Researchers at Marche Polytechnic University in Ancona, Italy, found that celiac disease, sometimes called celiac sprue or gluten-sensitive enteropathy, an immune reaction to eating gluten, a protein found in wheat, barley, and rye, can cause painful damage to small intestines over time, doubled in school children compared to a similar study by the same group 25 years ago.
Approximately 7,760 children aged from five to 11 in eight provinces of Italy were given a blood test to see if they had specific gene mutations which predispose them to celiac disease. If they tested positive, the researchers checked them for antibodies to gluten. Researchers concluded the overall prevalence of the autoimmune disease in Italian children was 1.6%, much higher than the global average of around one percent.
"Our study showed that prevalence of celiac disease in schoolchildren has doubled over the past 25 years when compared to figures reported by our team in a similar school age group," said lead-author Elena Lionetti, a professor at the university. "Our sentiment is that there are more cases of celiac disease than in the past, and that we could not discover them without a screening strategy."

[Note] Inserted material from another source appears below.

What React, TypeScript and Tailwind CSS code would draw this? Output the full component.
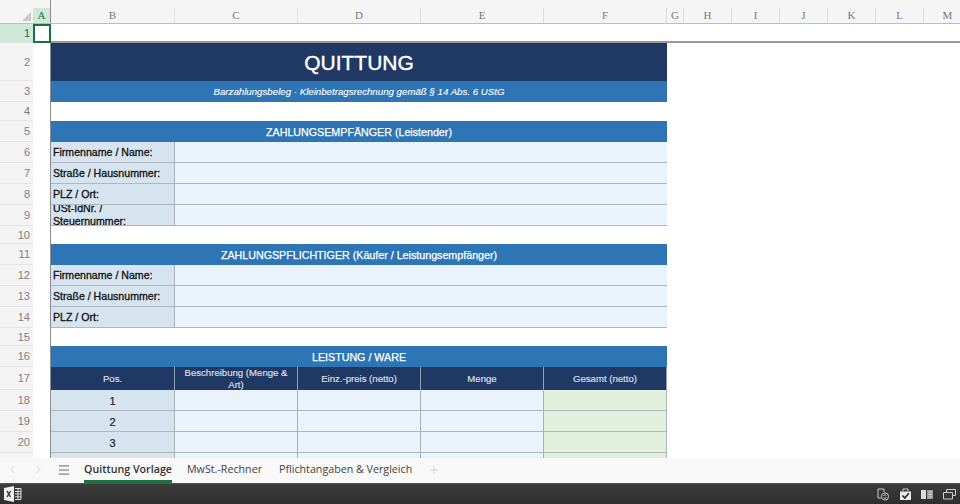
import { ReactNode } from 'react'
import { ChevronLeft, ChevronRight, Menu, Plus } from 'lucide-react'

const COLUMNS: [string, string][] = [
  ['B', 'w-[124px]'], ['C', 'w-[123px]'], ['D', 'w-[123px]'], ['E', 'w-[123px]'], ['F', 'w-[123px]'],
  ['G', 'w-[17px]'], ['H', 'w-[48px]'], ['I', 'w-[48px]'], ['J', 'w-[48px]'], ['K', 'w-[48px]'], ['L', 'w-[48px]'], ['M', 'w-[48px]'],
]

function Row({ num, h, active, children }: { num?: number; h: string; active?: boolean; children?: ReactNode }) {
  return (
    <div className={`flex shrink-0 ${h}`}>
      <div className={`w-[33px] shrink-0 flex items-center justify-end pr-[3px] pt-[1px] text-[11px] border-b border-[#e4e4e4] ${active ? 'bg-[#cfe8d8] text-[#1f6b43]' : 'bg-[#f4f4f4] text-[#808080]'}`}>{num}</div>
      <div className="w-[17px] shrink-0 bg-white" />
      <div className="w-px shrink-0 bg-[#8c8c8c]" />
      <div className="flex flex-1 min-w-0 bg-white">{children}</div>
    </div>
  )
}

function Band({ children, className }: { children: ReactNode; className: string }) {
  return <div className={`w-[616px] flex items-center justify-center pt-[1px] text-white ${className}`}>{children}</div>
}

function LabelRow({ num, h, label, tight }: { num: number; h: string; label: string; tight?: boolean }) {
  return (
    <Row num={num} h={h}>
      <div className={`w-[123px] shrink-0 bg-[#d6e4ef] border-b border-[#aeb7bf] flex items-center pl-[2px] text-[10.6px] text-[#111] [-webkit-text-stroke:0.3px_#111] overflow-hidden ${tight ? 'leading-[13px]' : 'pt-[1px]'}`}>{label}</div>
      <div className="w-px shrink-0 bg-[#a8b0b8]" />
      <div className="w-[492px] bg-[#eaf2fb] border-b border-[#aeb7bf]" />
    </Row>
  )
}

function ItemRow({ num, pos }: { num?: number; pos: string }) {
  return (
    <Row num={num} h="h-[21px]">
      <div className="w-[123px] shrink-0 bg-[#d6e4ef] border-b border-[#aeb7bf] flex items-center justify-center pt-[2px] text-[11px] text-[#222] [-webkit-text-stroke:0.2px_#222]">{pos}</div>
      <div className="w-px shrink-0 bg-[#a8b0b8]" />
      <div className="w-[122px] shrink-0 bg-[#eaf2fb] border-b border-[#aeb7bf]" />
      <div className="w-px shrink-0 bg-[#a8b0b8]" />
      <div className="w-[122px] shrink-0 bg-[#eaf2fb] border-b border-[#aeb7bf]" />
      <div className="w-px shrink-0 bg-[#a8b0b8]" />
      <div className="w-[122px] shrink-0 bg-[#eaf2fb] border-b border-[#aeb7bf]" />
      <div className="w-px shrink-0 bg-[#a8b0b8]" />
      <div className="w-[123px] shrink-0 bg-[#e2efda] border-b border-r border-[#aeb7bf]" />
    </Row>
  )
}

function Head({ w, children }: { w: string; children: ReactNode }) {
  return <div className={`${w} shrink-0 bg-[#1f3864] border-r border-[#8fa0b5] flex items-center justify-center text-center px-[6px] pt-[1px] text-[9.6px] leading-[12px] text-[#d9dee6] [-webkit-text-stroke:0.2px_#d9dee6]`}>{children}</div>
}

export default function App() {
  return (
    <div className="w-[960px] h-[504px] overflow-hidden flex flex-col bg-white font-['Liberation_Sans',Arial,sans-serif]">
      <div className="h-[24px] shrink-0 flex bg-[#f5f5f5] border-b border-[#bdbdbd]">
        <div className="w-[33px] shrink-0 flex items-end justify-end pr-[2px] pb-[2px]">
          <div className="w-0 h-0 border-l-[9px] border-l-transparent border-b-[9px] border-b-[#c9c9c9]" />
        </div>
        <div className="w-[17px] shrink-0 mt-[8px] bg-[#cfe8d8] flex items-center justify-center text-[11px] text-[#1f6b43] font-['Liberation_Serif',serif]">A</div>
        <div className="w-px shrink-0 bg-[#8c8c8c]" />
        {COLUMNS.map(([c, w]) => (
          <div key={c} className={`${w} shrink-0 mt-[8px] border-r border-[#dedede] flex items-center justify-center text-[11px] text-[#777] font-['Liberation_Serif',serif]`}>{c}</div>
        ))}
      </div>

      <div className="relative flex-1 min-h-0 overflow-hidden flex flex-col">
        <div className="absolute left-[33px] top-0 w-[18px] h-[19px] border-2 border-[#1d6f42] pointer-events-none z-10" />
        <Row num={1} h="h-[19px]" active><div className="flex-1 border-b-2 border-[#9a9a9a]" /></Row>
        <Row num={2} h="h-[38px]"><Band className="bg-[#1f3864] text-[21px] [-webkit-text-stroke:0.4px_#fff]">QUITTUNG</Band></Row>
        <Row num={3} h="h-[21px]"><Band className="bg-[#2e75b6] text-[9.7px] italic [-webkit-text-stroke:0.1px_#fff]">Barzahlungsbeleg · Kleinbetragsrechnung gemäß § 14 Abs. 6 UStG</Band></Row>
        <Row num={4} h="h-[19px]" />
        <Row num={5} h="h-[21px]"><Band className="bg-[#2e75b6] text-[10.7px] [-webkit-text-stroke:0.25px_#fff]">ZAHLUNGSEMPFÄNGER (Leistender)</Band></Row>
        <LabelRow num={6} h="h-[21px]" label="Firmenname / Name:" />
        <LabelRow num={7} h="h-[21px]" label="Straße / Hausnummer:" />
        <LabelRow num={8} h="h-[21px]" label="PLZ / Ort:" />
        <LabelRow num={9} h="h-[21px]" label="USt-IdNr. / Steuernummer:" tight />
        <Row num={10} h="h-[18px]" />
        <Row num={11} h="h-[21px]"><Band className="bg-[#2e75b6] text-[10.7px] [-webkit-text-stroke:0.25px_#fff]">ZAHLUNGSPFLICHTIGER (Käufer / Leistungsempfänger)</Band></Row>
        <LabelRow num={12} h="h-[21px]" label="Firmenname / Name:" />
        <LabelRow num={13} h="h-[21px]" label="Straße / Hausnummer:" />
        <LabelRow num={14} h="h-[21px]" label="PLZ / Ort:" />
        <Row num={15} h="h-[18px]" />
        <Row num={16} h="h-[21px]"><Band className="bg-[#2e75b6] text-[10.7px] [-webkit-text-stroke:0.25px_#fff]">LEISTUNG / WARE</Band></Row>
        <Row num={17} h="h-[23px]">
          <Head w="w-[124px]">Pos.</Head>
          <Head w="w-[123px]">Beschreibung (Menge &amp; Art)</Head>
          <Head w="w-[123px]">Einz.-preis (netto)</Head>
          <Head w="w-[123px]">Menge</Head>
          <Head w="w-[123px]">Gesamt (netto)</Head>
        </Row>
        <ItemRow num={18} pos="1" />
        <ItemRow num={19} pos="2" />
        <ItemRow num={20} pos="3" />
        <ItemRow pos="" />
      </div>

      <div className="h-[25px] shrink-0 flex items-center bg-[#f8f8f8] font-['Open_Sans',sans-serif] text-[10.7px] text-[#444] whitespace-nowrap">
        <ChevronLeft size={13} strokeWidth={1.5} className="ml-[6px] mb-[2px] text-[#c8c8c8]" />
        <ChevronRight size={13} strokeWidth={1.5} className="ml-[13px] mb-[2px] text-[#c8c8c8]" />
        <Menu size={14} strokeWidth={1.5} className="ml-[12px] mb-[2px] text-[#555]" />
        <div className="ml-[13px] h-full w-[88px] flex items-center justify-center font-semibold text-[#333] border-b-[3px] border-[#1d6f42]">Quittung Vorlage</div>
        <span className="ml-[15px] pb-[2px]">MwSt.-Rechner</span>
        <span className="ml-[17px] pb-[2px]">Pflichtangaben &amp; Vergleich</span>
        <Plus size={12} strokeWidth={1.2} className="ml-[16px] mb-[2px] text-[#c0c0c0]" />
      </div>

      <div className="h-[21px] shrink-0 flex items-center bg-gradient-to-b from-[#3c3c3c] to-[#2e2e2e] border-t border-[#555]">
        <svg width="18" height="16" viewBox="0 0 18 16" className="ml-[4px]">
          <path d="M0 2 L10 0 V16 L0 14 Z" fill="#eee" />
          <path d="M3 5 L6.5 11 M6.5 5 L3 11" stroke="#333" strokeWidth="1.4" />
          <path d="M11 2.5 H17 V13.5 H11 M11 5.5 H17 M11 8 H17 M11 10.8 H17 M14 2.5 V13.5" stroke="#ddd" strokeWidth="1" fill="none" />
        </svg>
        <div className="ml-auto flex items-center gap-[9px] pr-[4px]">
          <svg width="13" height="13" viewBox="0 0 13 13" fill="none" stroke="#ccc" strokeWidth="1">
            <path d="M1 1 H7 V4 M1 1 V10 H4" />
            <circle cx="8" cy="8.5" r="3.6" />
            <path d="M6.5 8 A1.7 1.7 0 0 1 9.4 7.4 M9.5 9 A1.7 1.7 0 0 1 6.6 9.6" />
          </svg>
          <svg width="13" height="13" viewBox="0 0 13 13">
            <path d="M1 3.5 H12 V12 H1 Z" fill="#e8e8e8" />
            <path d="M4 3.5 V1 H9 V3.5" stroke="#ccc" fill="none" />
            <path d="M3.5 7.5 L5.8 10 L9.8 5.2" stroke="#222" strokeWidth="1.5" fill="none" />
          </svg>
          <svg width="13" height="11" viewBox="0 0 13 11">
            <path d="M0 1 H5 V10 H0 Z" fill="#ddd" />
            <path d="M6 1 H12 V10 H6 Z" fill="#999" />
            <path d="M7.5 3 H11 M7.5 5.5 H11 M7.5 8 H11" stroke="#eee" strokeWidth="0.8" />
          </svg>
          <svg width="13" height="11" viewBox="0 0 13 11" fill="none" stroke="#ccc" strokeWidth="1">
            <path d="M3.5 3 V0.5 H12.5 V6.5 H9.5" />
            <path d="M0.5 3.5 H9.5 V10 H0.5 Z" />
          </svg>
        </div>
      </div>
    </div>
  )
}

"At the moment, 70% of celiac disease patients are going undiagnosed, and this study shows that significantly more could be identified, and at an earlier stage, if screening were carried out in childhood with non-invasive screening tests. Diagnosis and avoiding gluten could potentially prevent damage to the villi (finger-like projections that line the gut), which can lead to malabsorption of nutrients and long-term conditions such as growth problems, fatigue, and osteoporosis (a fragile bone condition).